** Start GIVEN MATERIAL **
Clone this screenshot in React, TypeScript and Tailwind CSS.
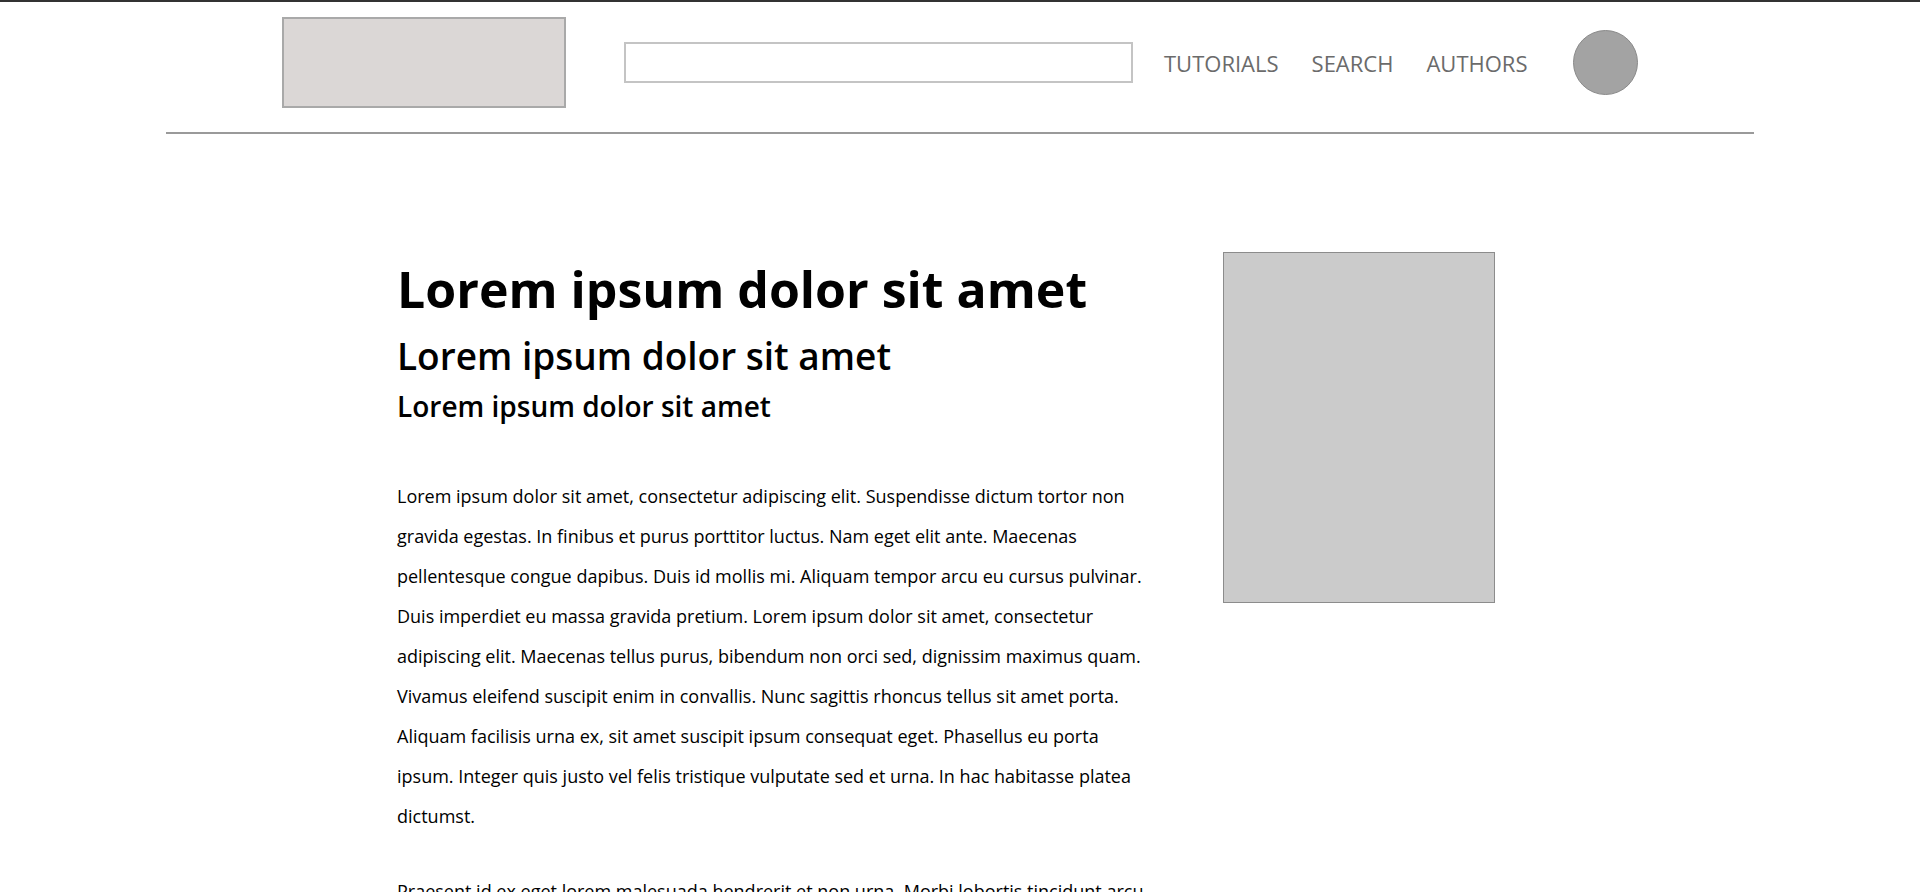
import React from 'react';

const NAV_LINKS = ['TUTORIALS', 'SEARCH', 'AUTHORS'];

const PARAGRAPHS = [
    'Lorem ipsum dolor sit amet, consectetur adipiscing elit. Suspendisse dictum tortor non gravida egestas. In finibus et purus porttitor luctus. Nam eget elit ante. Maecenas pellentesque congue dapibus. Duis id mollis mi. Aliquam tempor arcu eu cursus pulvinar. Duis imperdiet eu massa gravida pretium. Lorem ipsum dolor sit amet, consectetur adipiscing elit. Maecenas tellus purus, bibendum non orci sed, dignissim maximus quam. Vivamus eleifend suscipit enim in convallis. Nunc sagittis rhoncus tellus sit amet porta. Aliquam facilisis urna ex, sit amet suscipit ipsum consequat eget. Phasellus eu porta ipsum. Integer quis justo vel felis tristique vulputate sed et urna. In hac habitasse platea dictumst.',
    'Praesent id ex eget lorem malesuada hendrerit et non urna. Morbi lobortis tincidunt arcu, vel fermentum lorem posuere at. Sed sit amet magna vitae nisl placerat tempor. Donec vel ligula non purus aliquet lacinia. Curabitur viverra lectus ac eros dictum, a cursus justo iaculis.',
];

const Header = () => (
    <header className="w-[1588px] mx-auto flex items-center pl-[116px] pt-[15px] pb-[24px] border-b-2 border-[#9a9a9a]">
        {/* Logo placeholder */}
        <div className="w-[284px] h-[91px] bg-[#dbd7d6] border-2 border-[#a9a9a9]" />
        <input
            type="text"
            className="ml-[58px] w-[509px] h-[41px] border-2 border-[#c4c4c4] outline-none px-2"
        />
        <nav className="ml-[31px] flex gap-[33px]">
            {NAV_LINKS.map(link => (
                <a key={link} href="#" className="text-[22px] text-[#6b6b6b] leading-none">
                    {link}
                </a>
            ))}
        </nav>
        <div className="ml-[46px] w-[65px] h-[65px] rounded-full bg-[#a3a3a3] border border-[#8a8a8a]" />
    </header>
);

const App = () => {
    return (
        <div
            className="min-h-screen bg-white border-t-2 border-[#333333] text-black"
            style={{ fontFamily: '"Open Sans", "Noto Sans", sans-serif' }}
        >
            <Header />

            <main className="flex items-start pl-[397px] pt-[118px]">
                {/* Article body */}
                <article className="w-[754px] pt-[7px]">
                    <h1 className="text-[50px] font-bold leading-[60px]">Lorem ipsum dolor sit amet</h1>
                    <h2 className="mt-[14px] text-[37px] font-semibold leading-[46px]">Lorem ipsum dolor sit amet</h2>
                    <h3 className="mt-[9px] text-[28px] font-semibold leading-[36px]">Lorem ipsum dolor sit amet</h3>
                    <div className="mt-[52px] flex flex-col gap-[35px]">
                        {PARAGRAPHS.map((p, i) => (
                            <p key={i} className="text-[18px] leading-[40px]">{p}</p>
                        ))}
                    </div>
                </article>

                {/* Image placeholder */}
                <div className="ml-[72px] w-[272px] h-[351px] bg-[#cbcbcb] border border-[#8c8c8c]" />
            </main>
        </div>
    );
};

export default App;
** End GIVEN MATERIAL **
**WRITTEN EXERCISE:** Repeat verbatim all the material, but not the pictures.

**RIGHT ANSWER:**
Clone this screenshot in React, TypeScript and Tailwind CSS.
import React from 'react';

const NAV_LINKS = ['TUTORIALS', 'SEARCH', 'AUTHORS'];

const PARAGRAPHS = [
    'Lorem ipsum dolor sit amet, consectetur adipiscing elit. Suspendisse dictum tortor non gravida egestas. In finibus et purus porttitor luctus. Nam eget elit ante. Maecenas pellentesque congue dapibus. Duis id mollis mi. Aliquam tempor arcu eu cursus pulvinar. Duis imperdiet eu massa gravida pretium. Lorem ipsum dolor sit amet, consectetur adipiscing elit. Maecenas tellus purus, bibendum non orci sed, dignissim maximus quam. Vivamus eleifend suscipit enim in convallis. Nunc sagittis rhoncus tellus sit amet porta. Aliquam facilisis urna ex, sit amet suscipit ipsum consequat eget. Phasellus eu porta ipsum. Integer quis justo vel felis tristique vulputate sed et urna. In hac habitasse platea dictumst.',
    'Praesent id ex eget lorem malesuada hendrerit et non urna. Morbi lobortis tincidunt arcu, vel fermentum lorem posuere at. Sed sit amet magna vitae nisl placerat tempor. Donec vel ligula non purus aliquet lacinia. Curabitur viverra lectus ac eros dictum, a cursus justo iaculis.',
];

const Header = () => (
    <header className="w-[1588px] mx-auto flex items-center pl-[116px] pt-[15px] pb-[24px] border-b-2 border-[#9a9a9a]">
        {/* Logo placeholder */}
        <div className="w-[284px] h-[91px] bg-[#dbd7d6] border-2 border-[#a9a9a9]" />
        <input
            type="text"
            className="ml-[58px] w-[509px] h-[41px] border-2 border-[#c4c4c4] outline-none px-2"
        />
        <nav className="ml-[31px] flex gap-[33px]">
            {NAV_LINKS.map(link => (
                <a key={link} href="#" className="text-[22px] text-[#6b6b6b] leading-none">
                    {link}
                </a>
            ))}
        </nav>
        <div className="ml-[46px] w-[65px] h-[65px] rounded-full bg-[#a3a3a3] border border-[#8a8a8a]" />
    </header>
);

const App = () => {
    return (
        <div
            className="min-h-screen bg-white border-t-2 border-[#333333] text-black"
            style={{ fontFamily: '"Open Sans", "Noto Sans", sans-serif' }}
        >
            <Header />

            <main className="flex items-start pl-[397px] pt-[118px]">
                {/* Article body */}
                <article className="w-[754px] pt-[7px]">
                    <h1 className="text-[50px] font-bold leading-[60px]">Lorem ipsum dolor sit amet</h1>
                    <h2 className="mt-[14px] text-[37px] font-semibold leading-[46px]">Lorem ipsum dolor sit amet</h2>
                    <h3 className="mt-[9px] text-[28px] font-semibold leading-[36px]">Lorem ipsum dolor sit amet</h3>
                    <div className="mt-[52px] flex flex-col gap-[35px]">
                        {PARAGRAPHS.map((p, i) => (
                            <p key={i} className="text-[18px] leading-[40px]">{p}</p>
                        ))}
                    </div>
                </article>

                {/* Image placeholder */}
                <div className="ml-[72px] w-[272px] h-[351px] bg-[#cbcbcb] border border-[#8c8c8c]" />
            </main>
        </div>
    );
};

export default App;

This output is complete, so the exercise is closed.